In November 2012, with the help of what has now been ruled by the Supreme Court to have been gerrymandering, many extreme right-wing candidates were elected to the North Carolina state legislature, who immediately began enacting hateful and regressive policies. These laws disproportionately affected the poor and persons of color. In response to these policies, a movement was started to speak out against them. Led by the Rev. Dr. William J. Barber II, who was also the head of the North Carolina NAACP, a coalition was born which melded together people from disparate walks of life, including persons of faith, women's rights advocates, LGBT rights advocates, health care workers, teachers, and many, many others. Through them the Moral Monday marches became a weekly event, as these people risked arrest for civil disobedience to bring their message regarding these unjust laws to the attention of state senators and representatives. Forward Together is an accounting of several of these marches and what they stood for, accompanied by the transcribed text of Rev. Barber's speeches at these events, shared in the hopes of inspiring others to be the voices in their own communities where harmful policies are being enacted.
Forward Together was our latest church book club read. I somehow got the impression that the book was more about Rev. Barber discussing how we can move forward in our country, making progress toward social justice and equality for everyone. However, it's more of an accounting of many of the Moral Monday Marches. If you're unfamiliar with these marches, they started in North Carolina, where Rev. Barber lives, pastors, and is head of the state NAACP. They were in response to regressive policies that were being instituted by the conservative-dominated state legislature that were waging assaults against the poor and marginalized of the community, as well as infringing upon the voting rights of the people. If you've payed any attention to North Carolina politics of the last several years, you'll know that there have been allegations of a lot of political perfidy, the most prominent of which was the Supreme Court ruling that declared the state had engaged in gerrymandering. So the situation in the state has been ripe for activism and Rev. Barber was one of the leaders heading up these peaceful protests that became knows as the Moral Monday Marches. Thousands of people took part in these marches and just over a thousand were arrested for civil disobedience over the course of the time the marches were taking place.
This book is formatted such that each chapter covers one of the marches, but there are only selected ones included. It begins with brief background information on that particular day's march, typically one-page or less, in which the reader learns about the focus of that day's event and a little of what happened. It's followed by the transcribed text of Rev. Barber's speech at that day's rally. I found the content of several of the speeches inspiring and invigorating, and while I've never seen or heard him in person, I can tell from his written words that he's a great orator. However, as other book club members pointed out and with which I agree, having the book formatted in this way did lead to some repetition. Occasionally things are repeated nearly verbatim from one event - and chapter - to another, while in other cases, it's the general ideas and sentiment that seem to be repetitious, which I suppose is the reason that only certain ones were included in the book. When the marches are protests of the same issues over and over, it's probably hard to be original every time. In light of that, though, I agreed with our other members in that it might have been a little more interesting if a more detailed history of the events and what took place at them had been included. I wouldn't have minded reading a more personal narrative of both Rev. Barber and the other protesters, especially those who were arrested.

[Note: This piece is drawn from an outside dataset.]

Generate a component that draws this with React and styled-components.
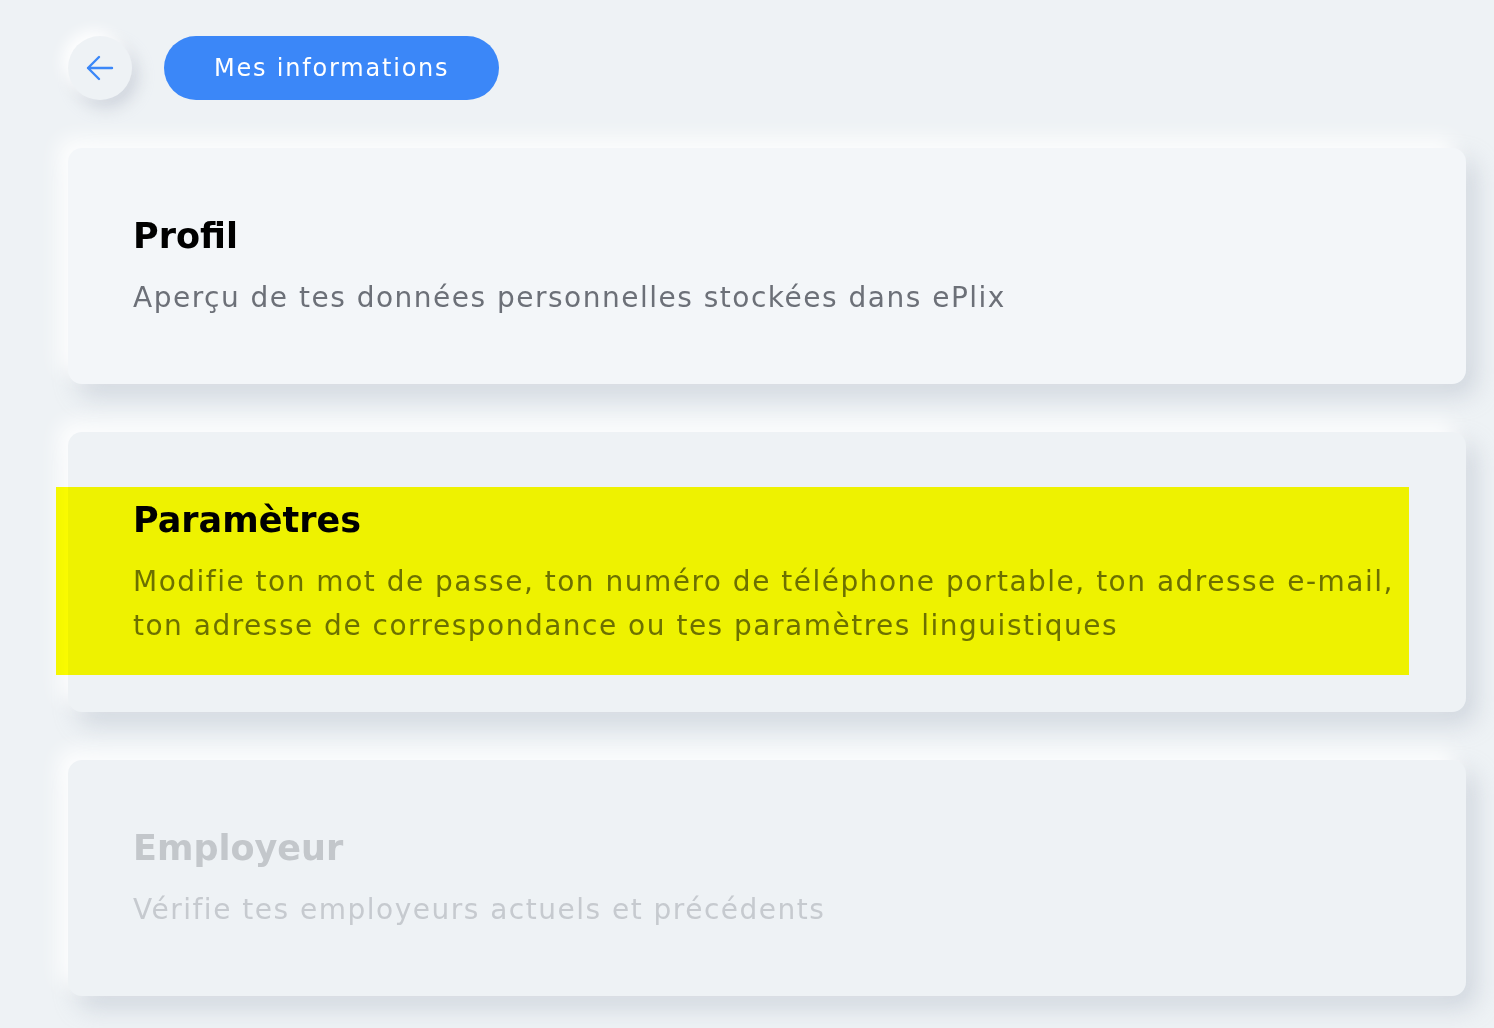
import React from 'react';
import styled, { createGlobalStyle } from 'styled-components';

const GlobalStyle = createGlobalStyle`
  html, body {
    margin: 0;
    padding: 0;
    background: #eef2f5;
  }
  body {
    font-family: 'DejaVu Sans', 'Liberation Sans', sans-serif;
    -webkit-font-smoothing: antialiased;
  }
`;

const Page = styled.div`
  min-height: 1028px;
  padding: 36px 28px 40px 68px;
  box-sizing: border-box;
  background: #eef2f5;
`;

const Header = styled.div`
  display: flex;
  align-items: center;
  gap: 32px;
  margin-bottom: 48px;
`;

const BackButton = styled.button`
  width: 64px;
  height: 64px;
  border-radius: 50%;
  border: none;
  padding: 0;
  display: flex;
  align-items: center;
  justify-content: center;
  background: #eef2f5;
  box-shadow: -6px -6px 14px rgba(255, 255, 255, 0.95),
    6px 8px 16px rgba(170, 178, 192, 0.45);
  cursor: pointer;
`;

const TitlePill = styled.div`
  height: 64px;
  padding: 0 50px;
  border-radius: 32px;
  background: #3b87f8;
  color: #ffffff;
  display: flex;
  align-items: center;
  font-size: 24px;
  letter-spacing: 1.8px;
`;

const CardList = styled.div`
  display: flex;
  flex-direction: column;
  gap: 48px;
`;

const Card = styled.div`
  position: relative;
  padding: 64px 65px;
  border-radius: 14px;
  background: ${(p) => (p.$active ? '#f3f6f9' : '#eef2f5')};
  box-shadow: -10px -10px 20px rgba(255, 255, 255, 0.9),
    10px 12px 24px rgba(168, 176, 190, 0.42);
`;

const CardTitle = styled.h2`
  margin: 0 0 18px;
  padding-top: 2px;
  font-size: 35px;
  line-height: 44px;
  font-weight: 700;
  color: ${(p) => (p.$disabled ? '#c3c7cb' : '#000000')};
`;

const CardText = styled.p`
  margin: 0;
  font-size: 28px;
  line-height: 44px;
  letter-spacing: 1.5px;
  color: ${(p) => (p.$disabled ? '#c6cacf' : '#6c7078')};
`;

const Highlight = styled.div`
  position: absolute;
  top: 55px;
  left: -12px;
  right: 57px;
  height: 188px;
  background: #ffff00;
  mix-blend-mode: multiply;
  pointer-events: none;
`;

const ArrowIcon = () => (
  <svg width="28" height="28" viewBox="0 0 28 28" fill="none">
    <path
      d="M26 14H2M13 3L2 14l11 11"
      stroke="#3b87f8"
      strokeWidth="2.4"
      strokeLinecap="round"
      strokeLinejoin="round"
    />
  </svg>
);

const sections = [
  {
    title: 'Profil',
    text: 'Aperçu de tes données personnelles stockées dans ePlix',
    active: true,
  },
  {
    title: 'Paramètres',
    text:
      'Modifie ton mot de passe, ton numéro de téléphone portable, ton adresse e-mail, ton adresse de correspondance ou tes paramètres linguistiques',
    highlight: true,
  },
  {
    title: 'Employeur',
    text: 'Vérifie tes employeurs actuels et précédents',
    disabled: true,
  },
];

export default function App() {
  return (
    <>
      <GlobalStyle />
      <Page>
        <Header>
          <BackButton aria-label="Retour">
            <ArrowIcon />
          </BackButton>
          <TitlePill>Mes informations</TitlePill>
        </Header>
        <CardList>
          {sections.map((s) => (
            <Card key={s.title} $active={s.active}>
              <CardTitle $disabled={s.disabled}>{s.title}</CardTitle>
              <CardText $disabled={s.disabled}>{s.text}</CardText>
              {s.highlight && <Highlight />}
            </Card>
          ))}
        </CardList>
      </Page>
    </>
  );
}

The strength of the book, however, is IMHO two-fold. First there were a lot of issues presented as reasons for the people coming out in protest including voting rights, women's rights, LGBT rights, immigrant rights, labor rights, education, health care, unemployment, protections for the poor, and many others. What I liked, though, is that regardless of what the reason was that brought people out, Rev. Barber frames all of the issues as moral issues, calling upon persons of faith to not stand idle in the face of these inequalities. He makes it clear that our faith should inform our actions on behalf of marginalized people of all stripes. Secondly I like that he talks about a Fusion Movement and how historically it has taken people from all walks of life coming together to make a difference. The Moral Monday Marches were just such a movement in which persons of faith banded together with such diverse groups as labor unions, women's activists, LGBT activists, voting rights advocates, teachers, health care workers, and many others. They may not have agreed on everything but they took to the streets and the halls of the legislature on the combined strength of the topics they did agree on, without letting the things they disagreed on get in the way.
While Forward Together didn't end up being quite what I expected it to be, it was still a good read. It's certainly something I would recommend for community activists and organizers, who I'm sure would find great inspiration within its pages. I'm more of a behind-the-scenes kind of person, who prefers to follow rather than lead, but I still found sparks of inspiration in Rev. Barber's words to the crowds that gathered at these events. I also agreed with the sentiments behind the Moral Monday Movement and admire the people who got out to protest, especially the 92-year-old lady who allowed herself to be arrested. Now there's a story I'd dearly love to hear more about. In any case, I would recommend this book for anyone interested in progressive concerns or who is looking for a way to put their faith into action.